DATA FOR THE TASK:

__________

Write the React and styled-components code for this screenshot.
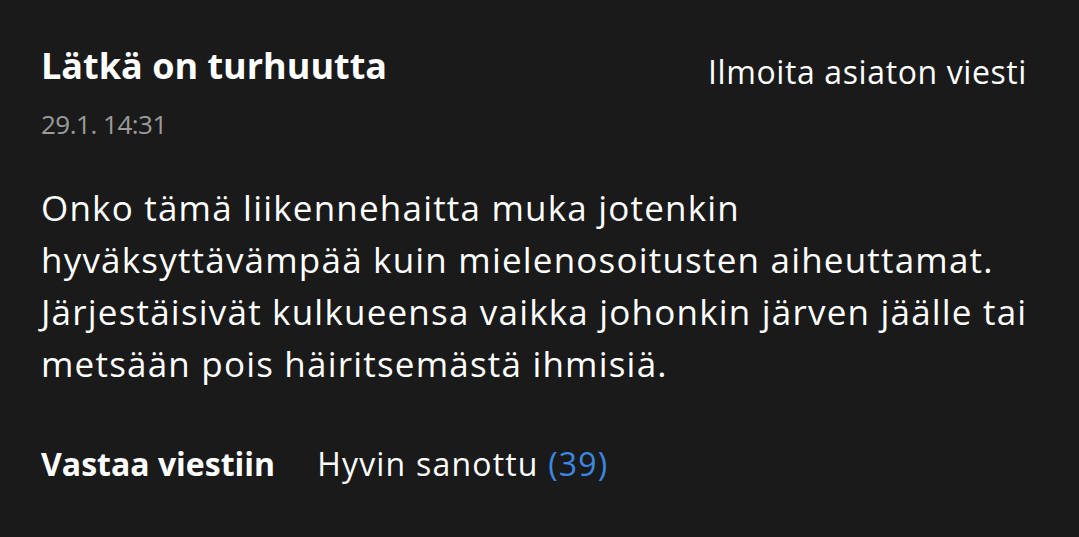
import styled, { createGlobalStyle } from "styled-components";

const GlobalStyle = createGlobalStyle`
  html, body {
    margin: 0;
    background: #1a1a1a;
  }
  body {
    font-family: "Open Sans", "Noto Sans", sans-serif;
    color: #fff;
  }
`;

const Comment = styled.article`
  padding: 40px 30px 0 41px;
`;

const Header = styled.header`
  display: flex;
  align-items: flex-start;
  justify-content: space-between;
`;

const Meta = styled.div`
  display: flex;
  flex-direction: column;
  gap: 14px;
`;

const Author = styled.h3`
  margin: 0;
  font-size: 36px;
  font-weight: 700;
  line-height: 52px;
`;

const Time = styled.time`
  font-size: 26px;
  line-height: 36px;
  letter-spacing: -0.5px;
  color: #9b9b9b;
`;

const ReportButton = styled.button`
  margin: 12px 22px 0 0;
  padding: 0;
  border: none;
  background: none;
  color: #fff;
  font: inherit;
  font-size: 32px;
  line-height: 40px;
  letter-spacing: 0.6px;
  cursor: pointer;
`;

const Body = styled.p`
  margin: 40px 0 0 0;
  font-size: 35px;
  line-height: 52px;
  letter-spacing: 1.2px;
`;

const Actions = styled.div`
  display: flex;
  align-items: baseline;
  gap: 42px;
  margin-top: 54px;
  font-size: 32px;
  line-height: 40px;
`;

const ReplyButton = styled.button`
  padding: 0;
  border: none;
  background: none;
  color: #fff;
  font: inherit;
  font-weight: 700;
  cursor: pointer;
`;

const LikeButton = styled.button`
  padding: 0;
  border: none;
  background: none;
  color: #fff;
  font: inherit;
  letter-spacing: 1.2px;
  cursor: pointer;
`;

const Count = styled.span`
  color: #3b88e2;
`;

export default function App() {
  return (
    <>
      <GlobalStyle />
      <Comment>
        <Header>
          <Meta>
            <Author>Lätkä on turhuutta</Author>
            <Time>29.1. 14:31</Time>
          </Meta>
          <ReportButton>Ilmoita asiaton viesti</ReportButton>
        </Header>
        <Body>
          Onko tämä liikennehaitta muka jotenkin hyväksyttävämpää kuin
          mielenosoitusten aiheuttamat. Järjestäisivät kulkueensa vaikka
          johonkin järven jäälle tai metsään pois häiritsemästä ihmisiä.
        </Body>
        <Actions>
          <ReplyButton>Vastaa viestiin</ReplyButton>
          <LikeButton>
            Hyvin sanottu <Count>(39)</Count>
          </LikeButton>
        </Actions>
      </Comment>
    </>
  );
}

__________

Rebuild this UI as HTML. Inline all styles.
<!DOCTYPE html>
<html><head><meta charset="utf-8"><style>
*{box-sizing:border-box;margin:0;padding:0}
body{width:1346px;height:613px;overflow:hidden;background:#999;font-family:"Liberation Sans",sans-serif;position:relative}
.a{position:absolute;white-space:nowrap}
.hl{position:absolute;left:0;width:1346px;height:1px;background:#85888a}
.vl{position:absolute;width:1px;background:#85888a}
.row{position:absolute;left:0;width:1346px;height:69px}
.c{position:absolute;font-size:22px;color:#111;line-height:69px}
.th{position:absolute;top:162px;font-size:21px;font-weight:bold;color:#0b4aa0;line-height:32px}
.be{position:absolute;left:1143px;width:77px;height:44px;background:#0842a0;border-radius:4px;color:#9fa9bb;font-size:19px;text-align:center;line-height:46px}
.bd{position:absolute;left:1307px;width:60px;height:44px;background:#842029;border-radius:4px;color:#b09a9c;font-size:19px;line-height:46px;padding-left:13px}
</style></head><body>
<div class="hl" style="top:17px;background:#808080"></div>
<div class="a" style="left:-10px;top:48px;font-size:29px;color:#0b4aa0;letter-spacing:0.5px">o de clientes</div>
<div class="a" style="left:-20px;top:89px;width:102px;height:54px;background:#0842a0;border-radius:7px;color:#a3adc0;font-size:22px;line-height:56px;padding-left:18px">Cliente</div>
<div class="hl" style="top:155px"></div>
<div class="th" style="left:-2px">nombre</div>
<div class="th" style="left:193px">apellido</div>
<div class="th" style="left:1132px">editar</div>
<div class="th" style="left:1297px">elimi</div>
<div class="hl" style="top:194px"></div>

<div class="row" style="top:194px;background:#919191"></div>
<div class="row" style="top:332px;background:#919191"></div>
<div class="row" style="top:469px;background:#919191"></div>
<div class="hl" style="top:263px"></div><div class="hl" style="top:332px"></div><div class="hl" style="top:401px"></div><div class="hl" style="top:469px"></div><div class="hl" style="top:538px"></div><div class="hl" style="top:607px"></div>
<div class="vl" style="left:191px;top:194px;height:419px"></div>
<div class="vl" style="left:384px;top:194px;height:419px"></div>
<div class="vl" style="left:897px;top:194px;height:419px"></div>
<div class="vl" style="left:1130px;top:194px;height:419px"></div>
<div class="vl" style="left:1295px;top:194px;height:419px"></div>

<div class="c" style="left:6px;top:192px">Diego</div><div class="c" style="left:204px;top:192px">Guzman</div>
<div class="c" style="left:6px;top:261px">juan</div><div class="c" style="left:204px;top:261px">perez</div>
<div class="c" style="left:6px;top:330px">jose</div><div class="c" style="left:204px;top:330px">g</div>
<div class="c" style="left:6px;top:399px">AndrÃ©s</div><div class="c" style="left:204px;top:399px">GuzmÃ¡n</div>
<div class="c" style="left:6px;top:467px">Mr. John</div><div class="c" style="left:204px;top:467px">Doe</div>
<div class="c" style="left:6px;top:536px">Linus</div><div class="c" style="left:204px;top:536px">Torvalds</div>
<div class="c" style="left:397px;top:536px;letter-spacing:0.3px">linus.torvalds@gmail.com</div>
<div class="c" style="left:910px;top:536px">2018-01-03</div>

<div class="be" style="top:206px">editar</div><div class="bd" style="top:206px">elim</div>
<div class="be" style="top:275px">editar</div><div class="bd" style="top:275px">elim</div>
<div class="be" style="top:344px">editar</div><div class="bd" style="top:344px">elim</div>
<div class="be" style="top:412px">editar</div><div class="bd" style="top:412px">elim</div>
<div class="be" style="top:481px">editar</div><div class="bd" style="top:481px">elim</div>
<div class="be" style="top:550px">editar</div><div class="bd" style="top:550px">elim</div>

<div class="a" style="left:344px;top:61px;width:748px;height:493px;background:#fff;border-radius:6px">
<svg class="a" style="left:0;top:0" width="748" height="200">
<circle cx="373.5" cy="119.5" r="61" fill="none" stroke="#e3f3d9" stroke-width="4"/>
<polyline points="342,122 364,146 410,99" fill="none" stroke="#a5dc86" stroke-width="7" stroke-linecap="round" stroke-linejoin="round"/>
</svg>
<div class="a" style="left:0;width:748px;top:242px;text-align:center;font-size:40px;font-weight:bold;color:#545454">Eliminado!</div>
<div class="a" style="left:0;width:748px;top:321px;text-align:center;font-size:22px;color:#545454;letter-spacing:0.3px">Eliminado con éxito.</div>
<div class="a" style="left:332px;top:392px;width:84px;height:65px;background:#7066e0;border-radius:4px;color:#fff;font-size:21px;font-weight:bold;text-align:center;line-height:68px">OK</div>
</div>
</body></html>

__________

WHAT THE TASK ASKS: Every line of the listing that holds "components" should be found and copied.

ANSWER TO THE PROBLEM:
Write the React and styled-components code for this screenshot.
import styled, { createGlobalStyle } from "styled-components";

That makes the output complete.